ABC ran the special annually from 2001 up to April 11, 2006. In 2007, the network, without any explanation, did not air the program, but it returned on March 18, 2008, as filler programming against American Idol. The TV special was watched by 6.32 million viewers, in fourth place behind Idol, NCIS and The Biggest Loser, and fifth place if Spanish-language Univision is counted. ABC refrained from airing the special in 2011 or 2012, but it aired on Easter Sunday 2013 along with Charlie Brown's All-Stars (1966), watched by 2.56 million people, tied for fourth place behind the end of the NCAA Championship Basketball Game between Duke and Louisville and a rerun of The Voice. The special aired again with Charlie Brown's All-Stars on Easter Sunday in 2014. To date this is the last broadcast airing of the special.

Apple TV+ has held exclusive rights to the special along with all other Peanuts productions since 2021. It was not included among the specials that Apple TV+ must provide for free in short windows surrounding their holidays (or to PBS for free over-the-air airings) and thus it will only be available to subscribers.

==Home media==
It's the Easter Beagle, Charlie Brown was released to DVD twice, first on March 4, 2003 by Paramount Home Entertainment and again on February 19, 2008 on a Remastered Deluxe Edition DVD from Warner Home Video. It was also released in the UK by Firefly Entertainment in 2004, with Life Is a Circus, Charlie Brown.

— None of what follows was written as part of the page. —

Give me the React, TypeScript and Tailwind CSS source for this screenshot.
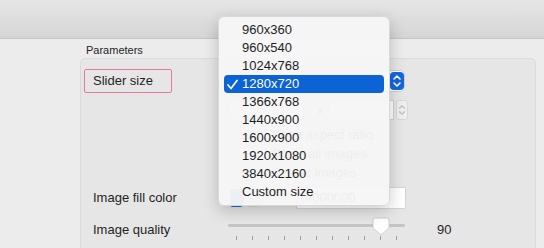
import React from "react";

const sizes = [
  "960x360",
  "960x540",
  "1024x768",
  "1280x720",
  "1366x768",
  "1440x900",
  "1600x900",
  "1920x1080",
  "3840x2160",
  "Custom size",
];

const selected = "1280x720";

const Chevrons: React.FC<{ color: string }> = ({ color }) => (
  <svg width="12" height="18" viewBox="0 0 12 18" fill="none">
    <path d="M3 7 L6 4 L9 7" stroke={color} strokeWidth="1.6" strokeLinecap="round" strokeLinejoin="round" />
    <path d="M3 11 L6 14 L9 11" stroke={color} strokeWidth="1.6" strokeLinecap="round" strokeLinejoin="round" />
  </svg>
);

// rows hidden under the open menu, they only shine through a little
const Checkbox: React.FC<{ label: string }> = ({ label }) => (
  <div className="flex h-[18px] items-center">
    <div className="ml-[24px] h-[14px] w-[14px] rounded-[3px] border border-[#c4c4c4] bg-white" />
    <span className="ml-[6px] text-[13px] text-[#222]">{label}</span>
  </div>
);

const SizeMenu: React.FC = () => (
  <div className="absolute left-[218px] top-[16px] w-[172px] rounded-[6px] border border-[#d8d8d8] bg-[#f6f6f6]/[0.96] pb-[4px] pt-[4px] shadow-[0_5px_16px_rgba(0,0,0,0.2)]">
    {sizes.map((s) => {
      const on = s === selected;
      return (
        <div
          key={s}
          className={`relative mx-[5px] flex h-[18px] items-center rounded-[4px] pl-[18px] text-[13px] leading-[18px] ${
            on ? "bg-[#0b63d6] text-white" : "text-[#1e1e1e]"
          }`}
        >
          {on && (
            <svg className="absolute left-[3px] top-[4px]" width="11" height="11" viewBox="0 0 11 11" fill="none">
              <path d="M1 6 L4 9.5 L10 1.5" stroke="white" strokeWidth="1.7" strokeLinecap="round" strokeLinejoin="round" />
            </svg>
          )}
          {s}
        </div>
      );
    })}
  </div>
);

const ticks = Array.from({ length: 11 }, (_, i) => i);

export default function App() {
  return (
    <div className="relative h-[248px] w-[544px] overflow-hidden bg-[#ececec] font-['Liberation_Sans',Arial,sans-serif] text-[#1f1f1f]">
      <div className="h-[39px] border-b border-[#c6c6c6] bg-gradient-to-b from-[#e6e6e6] to-[#d5d5d5]" />

      <div className="pl-[80px]">
        <div className="ml-[6px] mt-[5px] text-[11px] leading-[13px] text-[#262626]">Parameters</div>

        <div className="mt-[1px] h-[200px] w-[456px] rounded-[5px] border border-[#dadada] bg-[#e6e6e6] pt-[10px]">
          {/* slider size */}
          <div className="flex h-[24px] items-center">
            <div className="w-[147px] pl-[3px]">
              <div className="flex h-[24px] w-[88px] items-center rounded-[2px] border-[1.5px] border-[#e8789c] pl-[8px] text-[13px]">
                Slider size
              </div>
            </div>
            <div className="flex h-[20px] w-[176px] items-center justify-end rounded-[4px] bg-white shadow-[0_0_0_0.5px_rgba(0,0,0,0.2)]">
              <div className="flex h-[18px] w-[14px] items-center justify-center rounded-[4px] bg-[#1467df]">
                <Chevrons color="white" />
              </div>
            </div>
          </div>

          {/* width / height */}
          <div className="mt-[7px] flex h-[20px] items-center">
            <div className="w-[147px]" />
            <div className="h-[20px] w-[76px] border border-[#d0d0d0] bg-white" />
            <span className="ml-[13px] text-[13px]">x</span>
            <div className="ml-[4px] h-[20px] w-[66px] border border-[#d0d0d0] bg-white" />
            <div className="ml-[2px] flex h-[20px] w-[12px] items-center justify-center rounded-[3px] border border-[#d8d8d8] bg-[#efefef]">
              <Chevrons color="#c2c2c2" />
            </div>
          </div>

          {/* checkboxes */}
          <div className="mt-[6px] flex">
            <div className="w-[147px]" />
            <div className="flex flex-col gap-[1px]">
              <Checkbox label="Keep aspect ratio" />
              <Checkbox label="Scale all images" />
              <Checkbox label="Center images" />
            </div>
          </div>

          {/* fill color */}
          <div className="mt-[6px] flex h-[20px] items-center">
            <div className="w-[147px] pl-[12px] text-[13px]">Image fill color</div>
            <div className="ml-[2px] h-[18px] w-[13px] rounded-[3px] bg-[#1467df]" />
            <div className="ml-[4px] h-[18px] w-[13px] rounded-[3px] bg-[#d9d9d9]" />
            <div className="ml-[37px] h-[20px] w-[108px] bg-white pl-[8px] text-[13px] leading-[20px] shadow-[0_0_0_0.5px_rgba(0,0,0,0.15)]">
              #000000
            </div>
          </div>

          {/* quality */}
          <div className="mt-[7px] flex h-[30px] items-center">
            <div className="w-[147px] pl-[12px] text-[13px]">Image quality</div>
            <div className="relative h-[30px] w-[177px]">
              <div className="absolute left-0 right-0 top-[9px] h-[3px] rounded-full bg-[#c4c4c4]" />
              <div className="absolute left-[8px] right-[8px] top-[21px] flex justify-between">
                {ticks.map((t) => (
                  <div key={t} className="h-[4px] w-px bg-[#9d9d9d]" />
                ))}
              </div>
              <svg className="absolute left-[144px] top-[2px]" width="18" height="19" viewBox="0 0 18 19">
                <path
                  d="M3 1 H15 A2 2 0 0 1 17 3 V11 L9 18 L1 11 V3 A2 2 0 0 1 3 1 Z"
                  fill="white"
                  stroke="#c4c4c4"
                  strokeWidth="0.8"
                />
              </svg>
            </div>
            <span className="ml-[32px] text-[13px]">90</span>
          </div>
        </div>
      </div>

      <SizeMenu />
    </div>
  );
}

Earlier home media releases of It's the Easter Beagle, Charlie Brown have, in the past, been available in 1982 on the CED format, on VHS in 1986 and 1988 from Media Home Entertainment and subsidiary Hi-Tops Video, respectively and by Paramount Home Video on March 9, 1994 in a slipcover package and on October 1, 1996 in clamshell packaging.

On October 7, 2025, it was released on the DVD and Blu-Ray collection Peanuts: 75th Anniversary Ultimate TV Specials Collection along with 39 other Peanuts specials.